Many of these lists are compiled by guesswork.  We know how long a normal appointment would be; we have a number of people which seems about the right number in the right order; and there is suddenly “no room” for another one.

But in reality people are people.  Governors are called home unexpectedly for personal or political reasons, and a stand-in holds their post for an irregular period of time until another can be sent out.

It is a terrible anachronism to imagine the Roman empire as being like a modern state.  It was not.  Communications and travel were slow and difficult, as it was in Europe until comparatively recently.  Administration was loose.  Law could be, and was, enforced capriciously.  We can never say with confidence that such-and-such could never happen; only that with our limited knowledge, we do not think it accords with what we already know.

At this Christmas season, many of us will think of Luke 2:1-2:

In those days Caesar Augustus issued a decree that a census should be taken of the entire Roman world.  (This was the first census that took place while Quirinius was governor of Syria.)

How much ink has been spilt, to show that Luke – and hence the bible! – is wrong at this point; or, alternatively, that it is not.  The choice made, in this as other political or religious matters, depends in both cases all too often on the prejudices of those writing.

This stone, hoisted out of the sea, is a reminder that we know much, much less than we think we do.  Only one stone records Pontius Pilate’s governorship.  Only one stone records Gargilius Antiquus’ tenure.

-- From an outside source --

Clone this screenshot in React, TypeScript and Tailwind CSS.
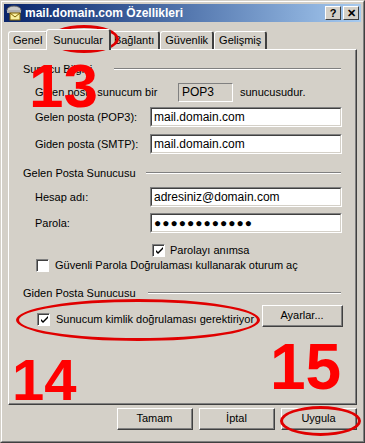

Nothing is gained by pretending knowledge that we do not have; or arguing from what we do not know.  Five minutes in a time machine would undoubtedly shatter our preconceptions of the ancient world in a million ways.

When the data is contradictory, we may decide to discard bits of it, especially when it fits our modern eyes.  But this we must avoid.  Contradictory data from antiquity always, always means that we have a little window into a situation which is more complex than the sources that have reached us reveal.  Let us hold lightly to our theories.